Mais la majorité des communes ont eu en commun le manque réel de ressources pour exercer leur légitimité locale, notamment en contribuant à développer des initiatives locales, pour appuyer le dispositif de sécurisation de leur espace communal, surtout que les FDS qui y sont en service sont en sous-effectif et mal équipées, s’illustrant plus souvent par leurs opérations de racket que par des patrouilles préventives.

La gouvernance décentralisée soutenue en toute souveraineté nous aurait été d’une aide inestimable pour disposer, en chaque endroit du pays, d’une sorte de sentinelle locale qui nous aurait servi de carapace comme celle de la tortue face à toute menace.

Avec une superficie du pays qui est de 274 000 km2 pour 352 communes, chaque conseil municipal avec l’appui de l’administration, a autour de 780 km2 à surveiller. En dépit de certains enjeux géostratégiques qui sous-tendent le phénomène terroriste, gouverner localement demeure un instrument structurellement adéquat pour faire face à cette guerre asymétrique qui ne se mène pas au niveau des frontières.

C’est dans cette optique d’une vitalisation de la gouvernance décentralisée qu’à l’occasion de notre marche de protestation contre les massacres de Yirgou et l’insécurité au Sahel, qui a eu lieu le samedi 12 janvier 2019 à Dori ; nous avions interpellé vivement nos autorités régionales, pour accélérer l’opérationnalisation d’une approche multi-acteurs à même d’assurer une meilleure sécurisation de nos espaces de vie.

En ce sens, nous avions suggéré la mise en place d’un comité local de suivi de l’opérationnalisation de cette approche, lequel comité serait composé de nos élus locaux, de nos personnes ressources locales et d’une délégation gouvernementale (ministres en charge de l’Administration territoriale, de la Sécurité intérieure et de la Défense nationale). Il devrait se réunir périodiquement à Dori pour évaluer les avancées et les difficultés, analyser toutes les formes possibles de contributions à cet effort de sécurisation.

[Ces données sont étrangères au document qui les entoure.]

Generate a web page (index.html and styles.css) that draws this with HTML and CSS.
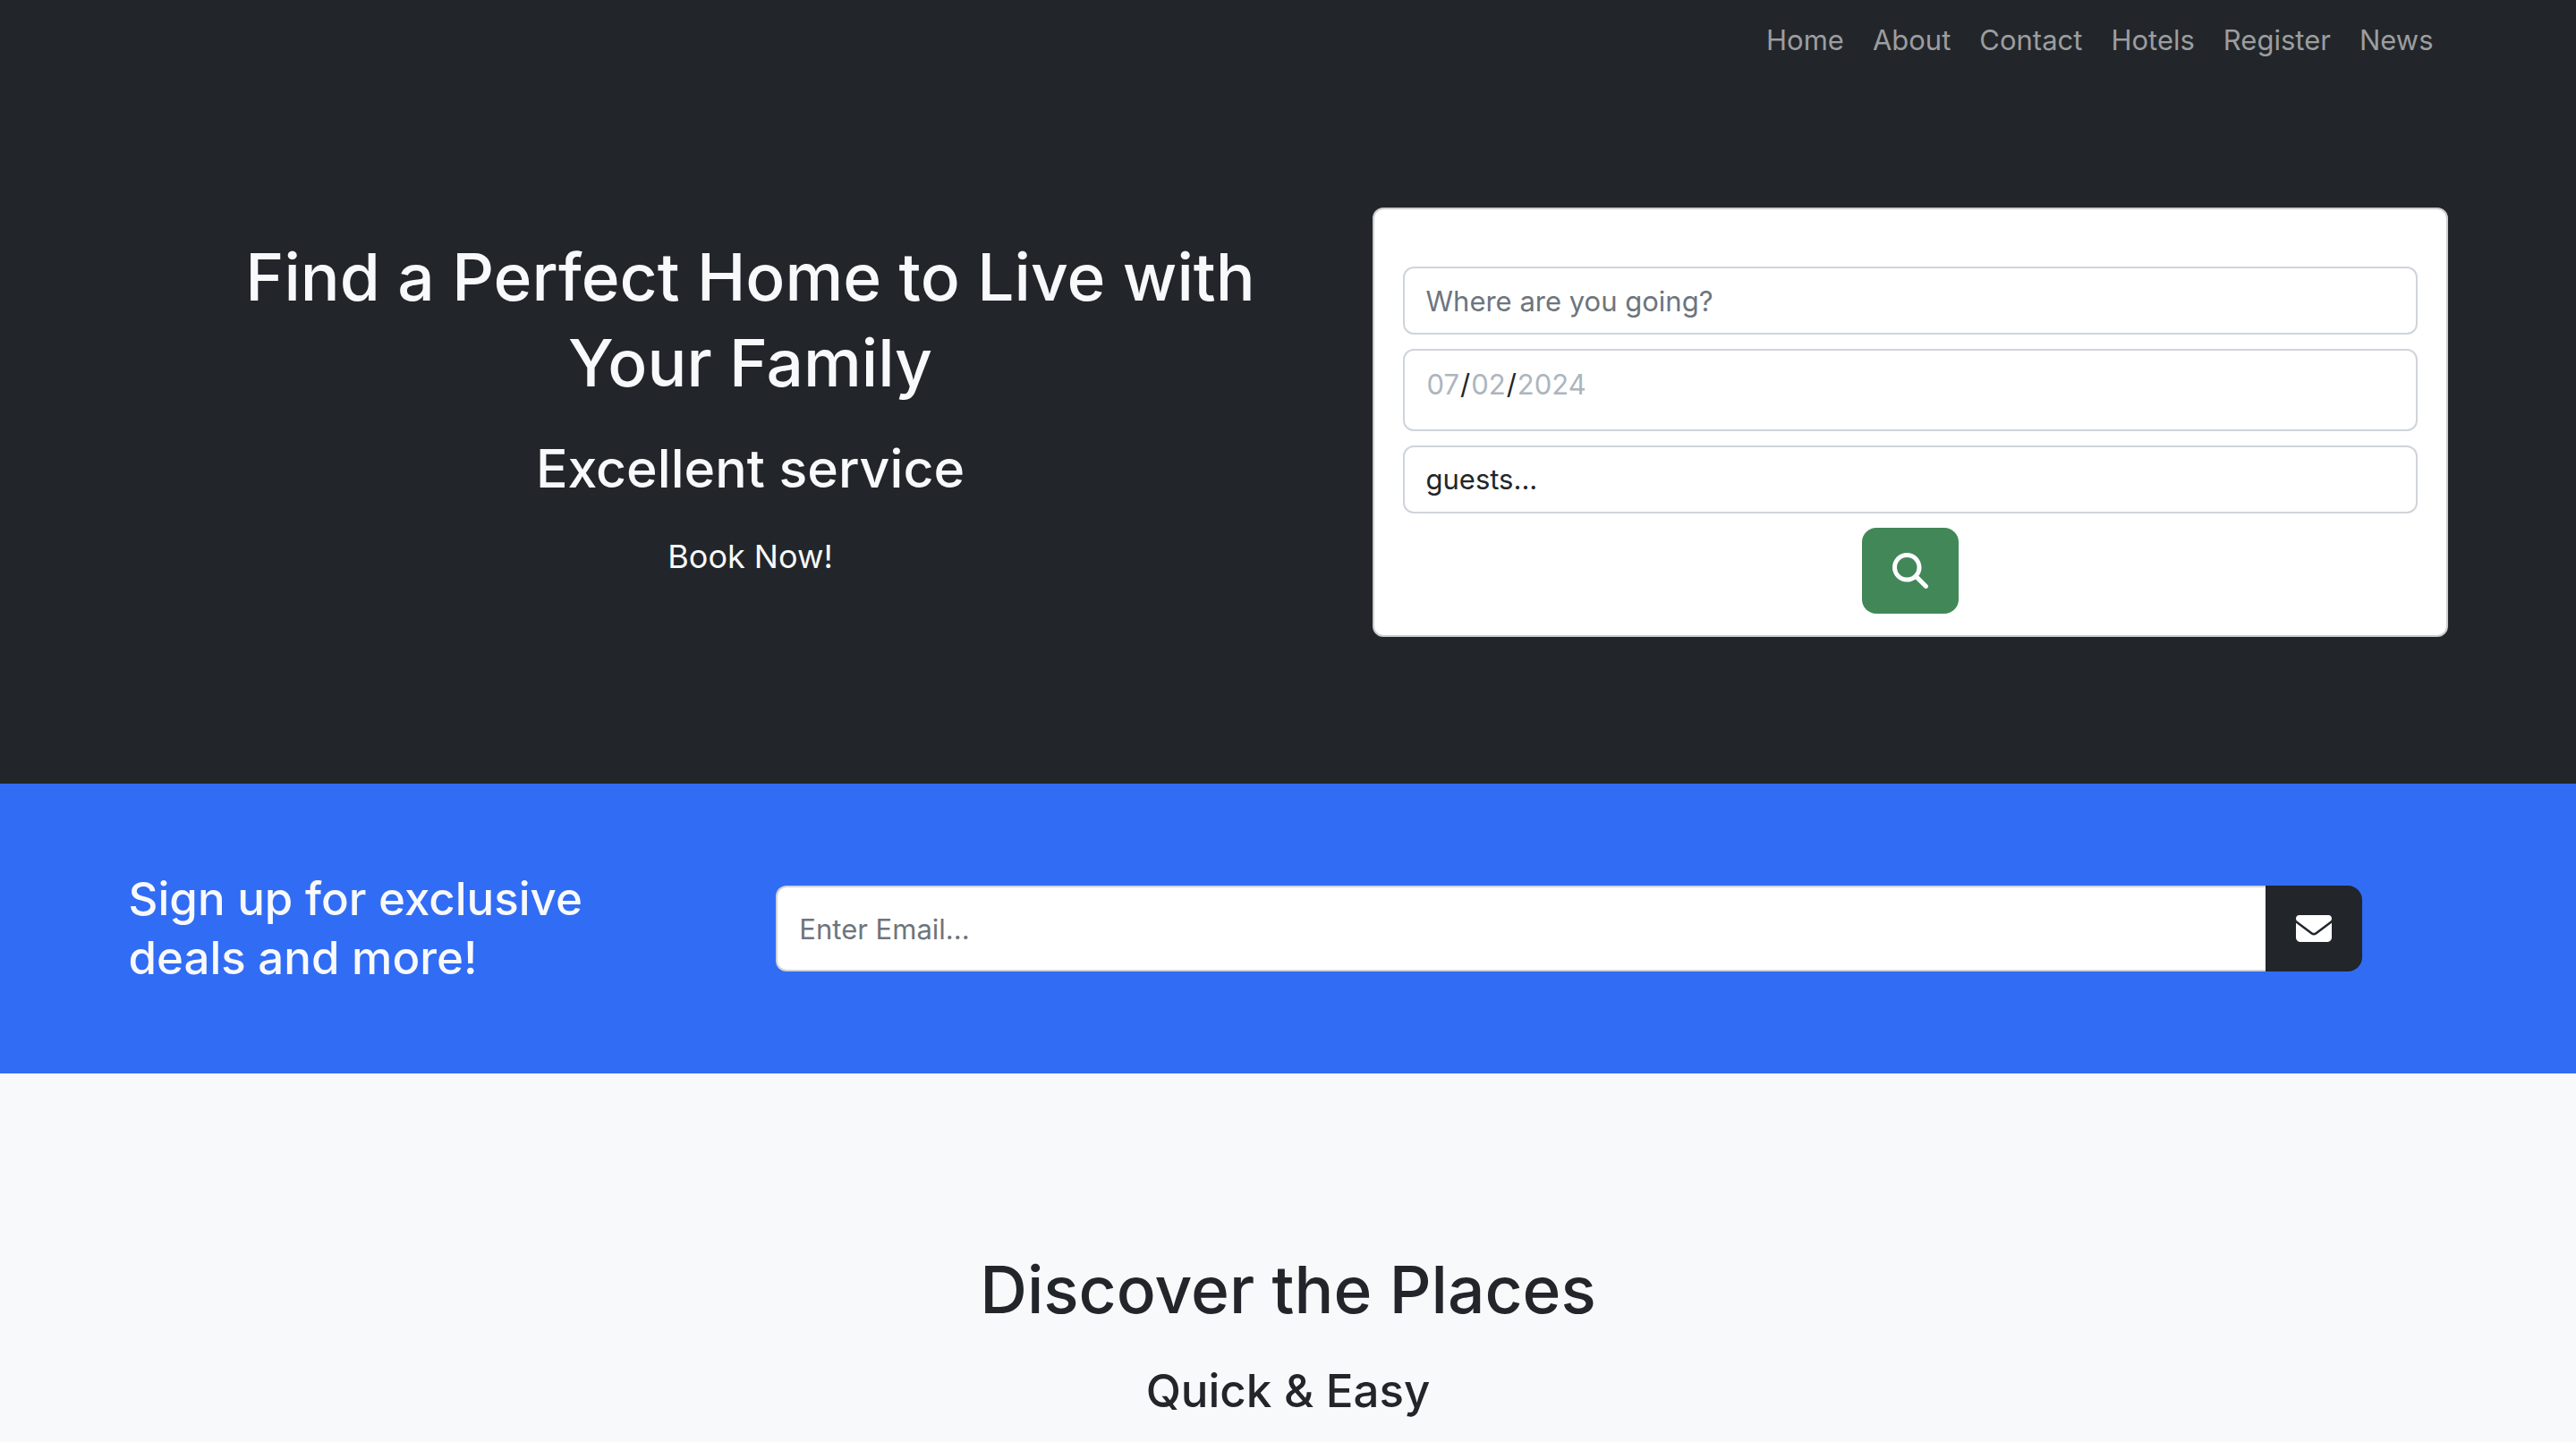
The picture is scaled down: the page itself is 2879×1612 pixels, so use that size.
FILE: index.html
```html
<!DOCTYPE html>
<html lang="en-US">
<head>
  <meta charset="utf-8">
  <meta name="viewport" content="width=device-width, initial-scale=1">
  <title>Find a Perfect Home</title>
  <link rel="stylesheet" href="styles.css">
</head>
<body>
  <header class="site-header">
    <nav class="container navbar" aria-label="Main">
      <a class="nav-link" href="#home">Home</a>
      <a class="nav-link" href="#about">About</a>
      <a class="nav-link" href="#contact">Contact</a>
      <a class="nav-link" href="#hotels">Hotels</a>
      <a class="nav-link" href="#register">Register</a>
      <a class="nav-link" href="#news">News</a>
    </nav>
  </header>

  <section class="hero" id="home">
    <div class="container hero-row">
      <div class="hero-text">
        <h1 class="title">Find a Perfect Home to Live with Your Family</h1>
        <h2 class="subtitle">Excellent service</h2>
        <p class="lead">Book Now!</p>
      </div>
      <div class="hero-form">
        <form class="card">
          <input class="field" type="text" placeholder="Where are you going?" aria-label="Destination">
          <input class="field field-date" type="date" value="2024-07-02" aria-label="Date">
          <select class="field" aria-label="Guests">
            <option>guests...</option>
            <option>1</option>
            <option>2</option>
            <option>3</option>
          </select>
          <button class="btn btn-search" type="button" aria-label="Search">
            <svg class="icon" viewBox="0 0 512 512" aria-hidden="true"><path d="M416 208c0 45.900-14.900 88.300-40 122.700L502.600 457.400c12.500 12.500 12.500 32.800 0 45.300s-32.800 12.500-45.300 0L330.700 376c-34.400 25.200-76.800 40-122.700 40C93.100 416 0 322.900 0 208S93.100 0 208 0S416 93.100 416 208zM208 352a144 144 0 1 0 0-288 144 144 0 1 0 0 288z"/></svg>
          </button>
        </form>
      </div>
    </div>
  </section>

  <section class="signup">
    <div class="container signup-row">
      <h3 class="heading signup-heading">Sign up for exclusive deals and more!</h3>
      <form class="email-group">
        <input class="field field-email" type="email" placeholder="Enter Email..." aria-label="Email">
        <button class="btn btn-mail" type="button" aria-label="Sign up">
          <svg class="icon" viewBox="0 0 512 512" aria-hidden="true"><path d="M48 64C21.500 64 0 85.500 0 112c0 15.100 7.100 29.300 19.200 38.400L236.800 313.600c11.400 8.500 27 8.500 38.400 0L492.800 150.400c12.100-9.100 19.200-23.300 19.200-38.400c0-26.500-21.500-48-48-48H48zM0 176V384c0 35.300 28.700 64 64 64H448c35.300 0 64-28.700 64-64V176L294.400 339.200c-22.800 17.100-54 17.100-76.800 0L0 176z"/></svg>
        </button>
      </form>
    </div>
  </section>

  <section class="places">
    <div class="container">
      <h2 class="title">Discover the Places</h2>
      <h3 class="heading">Quick &amp; Easy</h3>
    </div>
  </section>
</body>
</html>
```
FILE: styles.css
```css
:root {
  --dark: #22262a;
  --light: #f8f9fb;
  --blue: #316cf5;
  --green: #428758;
}

* {
  box-sizing: border-box;
}

body {
  margin: 0;
  background: var(--light);
  color: var(--dark);
  font-family: Inter, "Liberation Sans", sans-serif;
  font-size: 31px;
  line-height: 48px;
}

h1, h2, h3, p {
  margin: 0;
  font-weight: 500;
}

.container {
  width: 100%;
  max-width: 2640px;
  margin: 0 auto;
  padding: 0 24px;
}

.site-header,
.hero {
  background: var(--dark);
  color: var(--light);
}

.navbar {
  display: flex;
  justify-content: flex-end;
  padding-top: 21px;
  padding-bottom: 19px;
}

.nav-link {
  padding: 0 16px;
  color: #9c9d9f;
  text-decoration: none;
}

.title {
  font-size: 73px;
  line-height: 96px;
}

.subtitle {
  font-size: 59px;
  line-height: 76px;
}

.heading {
  font-size: 51px;
  line-height: 66px;
}

.lead {
  font-size: 36px;
  font-weight: 400;
  line-height: 56px;
}

.hero {
  padding: 144px 0 164px;
}

.hero-row {
  display: flex;
}

.hero-text {
  display: flex;
  flex: 1 1 0;
  flex-direction: column;
  gap: 32px;
  padding: 30px 94px 0;
  text-align: center;
}

.hero-form {
  flex: 1 1 0;
}

.card {
  display: flex;
  flex-direction: column;
  gap: 16px;
  padding: 64px 32px 24px;
  border: 2px solid #cccdcf;
  border-radius: 12px;
  background: #fff;
}

.field {
  width: 100%;
  height: 76px;
  padding: 12px 24px;
  border: 2px solid #cfd4da;
  border-radius: 12px;
  background: #fff;
  color: var(--dark);
  font: inherit;
  appearance: none;
}

.field::placeholder {
  color: #6d757d;
  opacity: 1;
}

.field-date {
  height: 92px;
  padding-bottom: 24px;
}

.field-date::-webkit-calendar-picker-indicator {
  display: none;
}

.field-date::-webkit-datetime-edit-month-field,
.field-date::-webkit-datetime-edit-day-field,
.field-date::-webkit-datetime-edit-year-field {
  color: #adb5bd;
}

.btn {
  display: flex;
  align-items: center;
  justify-content: center;
  width: 108px;
  height: 96px;
  padding: 0;
  border: 0;
  border-radius: 16px;
  color: #fff;
}

.btn-search {
  align-self: center;
  background: var(--green);
}

.btn-mail {
  flex: none;
  border-radius: 0 16px 16px 0;
  background: var(--dark);
}

.icon {
  width: 40px;
  height: 40px;
  fill: currentColor;
}

.signup {
  padding: 96px 0;
  background: var(--blue);
  color: var(--light);
}

.signup-row {
  display: flex;
  align-items: center;
  justify-content: space-between;
  padding-right: 120px;
}

.signup-heading {
  width: 24%;
}

.email-group {
  display: flex;
  width: 71%;
}

.field-email {
  flex: 1;
  height: 96px;
  border-right: 0;
  border-radius: 12px 0 0 12px;
}

.places {
  padding: 194px 0 96px;
  text-align: center;
}

.places .container {
  display: grid;
  gap: 32px;
}
```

Monsieur le gouverneur du Sahel, si vous aviez plaidé pour rendre fonctionnel un tel cadre de consultation et de concertation, il est fort à parier que le drame d’Arbinda aurait pu être prévenu ; à défaut, les dégâts auraient pu être circonscrits. Il est fort à parier que les espaces de balade dévastatrice de ces Hommes armés non identifiés (HANI) ne seraient pas d’une telle envergure, et leurs impacts d’une telle cruauté. Il est fort à parier que les actes de bavure seraient considérablement limités grâce à une confiance retrouvée et consolidée entre les FDS et les populations, toutes seraient mobilisées en bloc contre les HANI. Il est fort à parier que la suspicion ne se serait pas saisie de ces communautés qui ont toujours vécu ensemble.

Dans ce contexte de crise qui bouleverse si douloureusement nos vies, surtout pour le cas spécifique du Sahel, tout laisse à penser que le premier maillon de la chaîne de commandement au niveau régional est inopérant. Il est temps de sévir pour freiner cette descente aux enfers et soulager un tant soit peu les souffrances des populations.